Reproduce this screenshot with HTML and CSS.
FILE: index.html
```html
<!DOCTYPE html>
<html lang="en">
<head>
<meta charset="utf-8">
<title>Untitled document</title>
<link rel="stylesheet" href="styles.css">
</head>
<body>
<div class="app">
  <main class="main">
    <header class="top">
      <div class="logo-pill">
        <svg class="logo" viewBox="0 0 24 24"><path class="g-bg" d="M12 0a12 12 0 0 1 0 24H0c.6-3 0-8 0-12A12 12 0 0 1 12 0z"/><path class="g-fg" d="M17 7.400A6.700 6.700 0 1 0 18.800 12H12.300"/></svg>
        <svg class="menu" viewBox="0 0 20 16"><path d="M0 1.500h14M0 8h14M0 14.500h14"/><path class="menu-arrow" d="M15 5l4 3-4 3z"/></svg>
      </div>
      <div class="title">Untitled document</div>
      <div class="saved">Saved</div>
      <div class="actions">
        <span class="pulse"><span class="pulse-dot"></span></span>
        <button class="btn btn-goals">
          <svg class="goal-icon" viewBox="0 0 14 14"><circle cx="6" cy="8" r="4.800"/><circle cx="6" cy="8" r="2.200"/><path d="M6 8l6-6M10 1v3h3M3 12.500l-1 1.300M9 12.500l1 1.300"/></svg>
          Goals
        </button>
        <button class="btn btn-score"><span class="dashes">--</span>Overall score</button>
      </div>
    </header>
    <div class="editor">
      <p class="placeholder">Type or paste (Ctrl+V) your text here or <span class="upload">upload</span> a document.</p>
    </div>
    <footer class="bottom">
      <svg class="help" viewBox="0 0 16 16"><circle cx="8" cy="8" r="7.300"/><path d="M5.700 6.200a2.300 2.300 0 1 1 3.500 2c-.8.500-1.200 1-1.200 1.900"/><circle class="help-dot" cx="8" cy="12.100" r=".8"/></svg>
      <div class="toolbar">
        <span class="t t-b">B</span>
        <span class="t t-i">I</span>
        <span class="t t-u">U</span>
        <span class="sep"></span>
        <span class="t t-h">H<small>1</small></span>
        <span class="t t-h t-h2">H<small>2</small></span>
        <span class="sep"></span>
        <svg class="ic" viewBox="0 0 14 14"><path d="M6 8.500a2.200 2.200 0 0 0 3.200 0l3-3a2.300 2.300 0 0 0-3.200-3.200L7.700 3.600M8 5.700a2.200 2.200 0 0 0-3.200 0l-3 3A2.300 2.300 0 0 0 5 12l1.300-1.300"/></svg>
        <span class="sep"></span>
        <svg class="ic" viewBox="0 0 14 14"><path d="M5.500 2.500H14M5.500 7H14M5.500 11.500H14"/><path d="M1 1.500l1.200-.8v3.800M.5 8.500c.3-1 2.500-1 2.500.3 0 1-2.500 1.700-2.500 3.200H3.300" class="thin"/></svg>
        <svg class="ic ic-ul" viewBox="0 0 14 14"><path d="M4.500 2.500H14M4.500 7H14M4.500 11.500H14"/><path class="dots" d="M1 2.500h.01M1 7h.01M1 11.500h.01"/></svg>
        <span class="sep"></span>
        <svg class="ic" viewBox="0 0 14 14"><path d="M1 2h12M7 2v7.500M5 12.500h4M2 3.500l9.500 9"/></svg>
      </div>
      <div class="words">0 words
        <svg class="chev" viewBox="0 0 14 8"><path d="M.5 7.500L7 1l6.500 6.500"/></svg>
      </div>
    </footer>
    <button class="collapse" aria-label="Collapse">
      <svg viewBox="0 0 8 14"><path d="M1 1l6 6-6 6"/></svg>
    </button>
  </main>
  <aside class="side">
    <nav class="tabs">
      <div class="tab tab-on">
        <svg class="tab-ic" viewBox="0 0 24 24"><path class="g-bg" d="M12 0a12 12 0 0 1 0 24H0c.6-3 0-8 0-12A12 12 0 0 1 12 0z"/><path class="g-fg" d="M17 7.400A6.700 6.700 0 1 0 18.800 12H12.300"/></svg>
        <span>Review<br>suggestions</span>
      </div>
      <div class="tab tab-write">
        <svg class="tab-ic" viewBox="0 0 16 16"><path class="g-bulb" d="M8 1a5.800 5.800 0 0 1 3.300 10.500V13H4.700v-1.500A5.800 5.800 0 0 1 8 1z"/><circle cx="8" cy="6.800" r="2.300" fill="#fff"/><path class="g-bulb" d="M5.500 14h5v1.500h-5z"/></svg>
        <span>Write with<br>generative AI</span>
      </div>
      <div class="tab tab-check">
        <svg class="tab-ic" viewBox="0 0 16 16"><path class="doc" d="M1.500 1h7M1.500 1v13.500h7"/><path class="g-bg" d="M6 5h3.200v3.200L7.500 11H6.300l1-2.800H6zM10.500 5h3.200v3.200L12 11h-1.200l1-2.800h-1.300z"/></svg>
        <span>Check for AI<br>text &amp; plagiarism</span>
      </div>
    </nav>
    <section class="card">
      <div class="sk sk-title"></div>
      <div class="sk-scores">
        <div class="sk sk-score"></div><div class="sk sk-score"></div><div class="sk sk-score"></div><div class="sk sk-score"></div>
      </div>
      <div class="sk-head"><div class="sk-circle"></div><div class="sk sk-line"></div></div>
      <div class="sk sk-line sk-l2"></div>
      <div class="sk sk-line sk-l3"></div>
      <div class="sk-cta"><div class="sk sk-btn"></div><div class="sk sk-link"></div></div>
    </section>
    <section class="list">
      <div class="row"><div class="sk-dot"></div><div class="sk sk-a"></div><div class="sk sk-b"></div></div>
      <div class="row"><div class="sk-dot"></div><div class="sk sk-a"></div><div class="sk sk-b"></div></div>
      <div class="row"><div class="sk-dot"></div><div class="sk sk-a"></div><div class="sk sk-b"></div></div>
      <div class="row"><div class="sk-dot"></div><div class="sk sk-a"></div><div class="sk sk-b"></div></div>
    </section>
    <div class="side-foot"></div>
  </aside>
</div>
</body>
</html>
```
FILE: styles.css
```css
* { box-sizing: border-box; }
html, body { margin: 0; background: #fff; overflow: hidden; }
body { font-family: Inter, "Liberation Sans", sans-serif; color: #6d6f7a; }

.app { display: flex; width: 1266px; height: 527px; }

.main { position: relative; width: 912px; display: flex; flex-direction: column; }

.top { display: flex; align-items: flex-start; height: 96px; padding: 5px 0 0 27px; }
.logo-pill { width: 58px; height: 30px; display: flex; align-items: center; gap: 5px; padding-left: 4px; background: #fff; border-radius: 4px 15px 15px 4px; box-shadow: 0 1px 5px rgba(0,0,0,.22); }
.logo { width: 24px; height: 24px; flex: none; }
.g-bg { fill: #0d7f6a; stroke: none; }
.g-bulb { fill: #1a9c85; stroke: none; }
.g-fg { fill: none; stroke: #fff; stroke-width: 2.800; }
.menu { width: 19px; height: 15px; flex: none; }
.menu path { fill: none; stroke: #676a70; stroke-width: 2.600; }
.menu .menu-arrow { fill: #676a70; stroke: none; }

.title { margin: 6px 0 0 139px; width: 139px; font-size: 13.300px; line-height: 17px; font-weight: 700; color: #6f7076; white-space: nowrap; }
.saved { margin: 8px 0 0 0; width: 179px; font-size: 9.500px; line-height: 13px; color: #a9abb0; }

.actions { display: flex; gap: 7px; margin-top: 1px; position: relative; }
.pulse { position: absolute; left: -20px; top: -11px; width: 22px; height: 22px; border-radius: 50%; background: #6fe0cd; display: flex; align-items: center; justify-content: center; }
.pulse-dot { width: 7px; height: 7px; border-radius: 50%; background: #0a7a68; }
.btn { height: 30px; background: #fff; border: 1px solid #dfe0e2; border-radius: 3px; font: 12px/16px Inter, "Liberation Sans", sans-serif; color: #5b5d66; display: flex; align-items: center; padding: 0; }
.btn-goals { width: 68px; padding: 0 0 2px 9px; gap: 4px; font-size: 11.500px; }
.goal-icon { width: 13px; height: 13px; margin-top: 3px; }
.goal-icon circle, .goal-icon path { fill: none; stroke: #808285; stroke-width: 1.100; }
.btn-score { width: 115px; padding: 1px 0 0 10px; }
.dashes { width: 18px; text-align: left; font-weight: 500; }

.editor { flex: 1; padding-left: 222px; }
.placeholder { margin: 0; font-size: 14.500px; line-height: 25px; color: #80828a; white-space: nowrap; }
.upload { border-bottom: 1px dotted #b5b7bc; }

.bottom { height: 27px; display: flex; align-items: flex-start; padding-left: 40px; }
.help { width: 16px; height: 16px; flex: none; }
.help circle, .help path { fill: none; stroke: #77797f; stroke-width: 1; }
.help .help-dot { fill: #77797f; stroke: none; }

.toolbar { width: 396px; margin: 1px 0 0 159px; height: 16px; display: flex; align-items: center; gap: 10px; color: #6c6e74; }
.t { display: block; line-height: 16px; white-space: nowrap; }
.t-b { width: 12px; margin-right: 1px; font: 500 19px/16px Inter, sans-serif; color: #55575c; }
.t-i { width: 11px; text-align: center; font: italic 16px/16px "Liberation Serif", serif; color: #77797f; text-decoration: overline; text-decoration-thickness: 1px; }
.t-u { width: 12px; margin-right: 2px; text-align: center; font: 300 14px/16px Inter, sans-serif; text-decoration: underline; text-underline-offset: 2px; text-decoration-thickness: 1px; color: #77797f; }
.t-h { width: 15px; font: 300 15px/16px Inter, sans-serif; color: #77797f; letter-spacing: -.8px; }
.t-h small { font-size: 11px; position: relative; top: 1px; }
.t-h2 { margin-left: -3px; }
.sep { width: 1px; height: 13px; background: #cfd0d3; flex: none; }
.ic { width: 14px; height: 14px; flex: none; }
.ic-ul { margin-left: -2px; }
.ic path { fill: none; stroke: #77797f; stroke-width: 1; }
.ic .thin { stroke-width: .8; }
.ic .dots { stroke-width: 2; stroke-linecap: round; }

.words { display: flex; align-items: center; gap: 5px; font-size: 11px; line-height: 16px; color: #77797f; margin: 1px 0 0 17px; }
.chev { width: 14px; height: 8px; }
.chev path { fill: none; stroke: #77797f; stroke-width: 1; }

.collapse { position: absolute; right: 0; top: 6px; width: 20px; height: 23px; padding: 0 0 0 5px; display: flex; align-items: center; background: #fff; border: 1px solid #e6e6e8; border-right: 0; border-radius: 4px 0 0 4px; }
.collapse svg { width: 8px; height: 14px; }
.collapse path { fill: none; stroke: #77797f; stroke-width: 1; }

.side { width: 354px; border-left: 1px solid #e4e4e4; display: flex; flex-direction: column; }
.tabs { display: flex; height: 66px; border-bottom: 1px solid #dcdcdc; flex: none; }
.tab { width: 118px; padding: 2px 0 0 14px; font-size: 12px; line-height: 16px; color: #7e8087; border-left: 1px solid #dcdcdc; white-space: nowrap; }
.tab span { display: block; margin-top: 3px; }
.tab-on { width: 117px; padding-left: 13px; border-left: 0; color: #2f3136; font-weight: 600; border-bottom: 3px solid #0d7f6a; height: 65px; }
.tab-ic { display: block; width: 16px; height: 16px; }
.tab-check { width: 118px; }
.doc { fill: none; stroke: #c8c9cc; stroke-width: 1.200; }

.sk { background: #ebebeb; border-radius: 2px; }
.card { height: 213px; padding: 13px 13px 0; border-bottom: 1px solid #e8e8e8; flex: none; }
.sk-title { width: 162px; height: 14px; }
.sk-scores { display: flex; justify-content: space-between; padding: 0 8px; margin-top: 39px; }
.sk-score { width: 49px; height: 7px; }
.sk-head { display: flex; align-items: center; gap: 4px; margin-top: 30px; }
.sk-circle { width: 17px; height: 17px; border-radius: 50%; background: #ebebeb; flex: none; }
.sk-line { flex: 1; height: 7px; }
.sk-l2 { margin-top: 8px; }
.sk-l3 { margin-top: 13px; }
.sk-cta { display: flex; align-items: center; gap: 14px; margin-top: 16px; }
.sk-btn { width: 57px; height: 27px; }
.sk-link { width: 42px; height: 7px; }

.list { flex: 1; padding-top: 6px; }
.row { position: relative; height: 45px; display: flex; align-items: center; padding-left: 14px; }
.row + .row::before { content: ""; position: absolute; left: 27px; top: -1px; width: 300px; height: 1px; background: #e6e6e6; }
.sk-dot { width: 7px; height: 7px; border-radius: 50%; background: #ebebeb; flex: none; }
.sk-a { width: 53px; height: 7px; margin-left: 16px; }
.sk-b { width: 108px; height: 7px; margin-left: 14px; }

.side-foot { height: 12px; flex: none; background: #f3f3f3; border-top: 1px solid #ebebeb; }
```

...

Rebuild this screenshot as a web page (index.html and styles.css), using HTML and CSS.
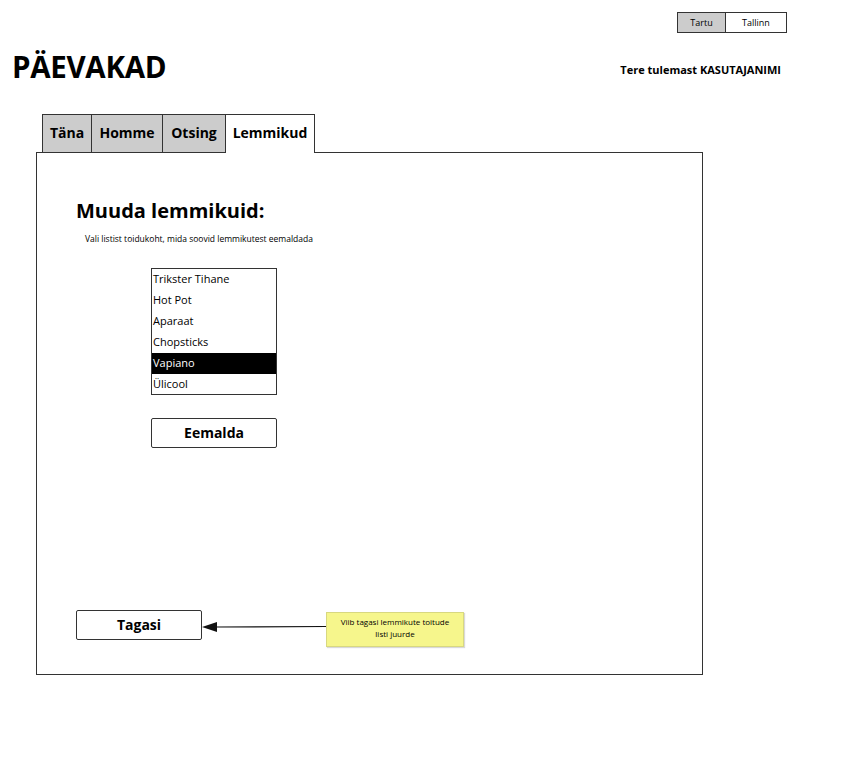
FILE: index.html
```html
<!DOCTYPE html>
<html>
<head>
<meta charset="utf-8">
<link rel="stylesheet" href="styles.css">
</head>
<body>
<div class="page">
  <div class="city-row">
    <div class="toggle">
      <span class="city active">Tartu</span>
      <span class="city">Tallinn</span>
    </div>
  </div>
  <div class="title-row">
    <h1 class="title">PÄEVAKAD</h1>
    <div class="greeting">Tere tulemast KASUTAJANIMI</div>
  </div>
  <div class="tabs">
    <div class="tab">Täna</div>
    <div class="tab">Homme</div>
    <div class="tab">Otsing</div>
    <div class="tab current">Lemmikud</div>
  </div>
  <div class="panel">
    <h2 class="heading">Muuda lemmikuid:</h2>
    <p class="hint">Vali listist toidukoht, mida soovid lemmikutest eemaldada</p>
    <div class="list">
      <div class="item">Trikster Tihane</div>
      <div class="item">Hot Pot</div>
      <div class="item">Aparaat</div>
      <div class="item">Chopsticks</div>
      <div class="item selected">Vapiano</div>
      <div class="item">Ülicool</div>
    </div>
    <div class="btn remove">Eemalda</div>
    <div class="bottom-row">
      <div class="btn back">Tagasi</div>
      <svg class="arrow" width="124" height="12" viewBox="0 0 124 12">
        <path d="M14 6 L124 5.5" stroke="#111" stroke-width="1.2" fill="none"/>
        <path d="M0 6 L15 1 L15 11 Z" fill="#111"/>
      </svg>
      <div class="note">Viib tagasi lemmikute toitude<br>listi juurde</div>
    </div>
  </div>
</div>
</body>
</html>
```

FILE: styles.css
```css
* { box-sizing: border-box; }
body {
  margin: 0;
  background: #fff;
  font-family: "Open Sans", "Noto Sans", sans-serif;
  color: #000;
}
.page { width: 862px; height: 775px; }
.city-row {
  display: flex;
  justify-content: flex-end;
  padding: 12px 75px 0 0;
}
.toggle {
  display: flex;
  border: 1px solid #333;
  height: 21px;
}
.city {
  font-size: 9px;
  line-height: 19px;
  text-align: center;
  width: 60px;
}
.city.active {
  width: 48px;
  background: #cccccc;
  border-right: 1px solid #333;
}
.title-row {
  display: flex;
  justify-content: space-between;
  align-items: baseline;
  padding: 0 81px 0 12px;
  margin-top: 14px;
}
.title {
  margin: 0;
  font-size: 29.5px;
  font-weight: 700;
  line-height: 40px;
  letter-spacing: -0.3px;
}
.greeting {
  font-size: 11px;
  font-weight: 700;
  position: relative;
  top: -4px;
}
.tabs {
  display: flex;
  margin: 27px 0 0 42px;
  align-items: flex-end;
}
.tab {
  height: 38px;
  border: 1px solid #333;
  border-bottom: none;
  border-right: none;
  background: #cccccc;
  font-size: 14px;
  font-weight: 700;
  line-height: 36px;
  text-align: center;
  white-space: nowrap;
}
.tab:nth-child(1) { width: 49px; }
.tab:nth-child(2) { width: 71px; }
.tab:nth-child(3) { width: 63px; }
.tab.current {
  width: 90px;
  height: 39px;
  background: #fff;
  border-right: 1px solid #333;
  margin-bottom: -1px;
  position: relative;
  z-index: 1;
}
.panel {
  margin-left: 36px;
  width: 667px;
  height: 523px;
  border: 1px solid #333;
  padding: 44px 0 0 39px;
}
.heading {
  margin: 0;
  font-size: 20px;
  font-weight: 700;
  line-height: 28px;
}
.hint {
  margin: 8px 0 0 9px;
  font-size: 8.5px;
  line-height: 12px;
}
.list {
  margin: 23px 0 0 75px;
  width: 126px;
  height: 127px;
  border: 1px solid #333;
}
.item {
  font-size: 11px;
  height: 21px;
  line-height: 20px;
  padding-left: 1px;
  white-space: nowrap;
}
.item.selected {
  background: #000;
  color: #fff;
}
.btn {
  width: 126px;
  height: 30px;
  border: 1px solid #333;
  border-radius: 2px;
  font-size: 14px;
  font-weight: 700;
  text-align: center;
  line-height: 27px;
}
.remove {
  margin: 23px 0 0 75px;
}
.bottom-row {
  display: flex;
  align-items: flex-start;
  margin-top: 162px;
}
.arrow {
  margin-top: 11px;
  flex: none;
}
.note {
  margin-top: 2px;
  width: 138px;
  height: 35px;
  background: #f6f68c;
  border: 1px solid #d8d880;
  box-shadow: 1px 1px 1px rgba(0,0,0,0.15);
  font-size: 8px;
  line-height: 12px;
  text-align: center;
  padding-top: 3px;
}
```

Problem details:
Go through the material and select each line with the string "index" in it.

Answer to this task:
FILE: index.html
Rebuild this screenshot as a web page (index.html and styles.css), using HTML and CSS.
FILE: index.html
  z-index: 1;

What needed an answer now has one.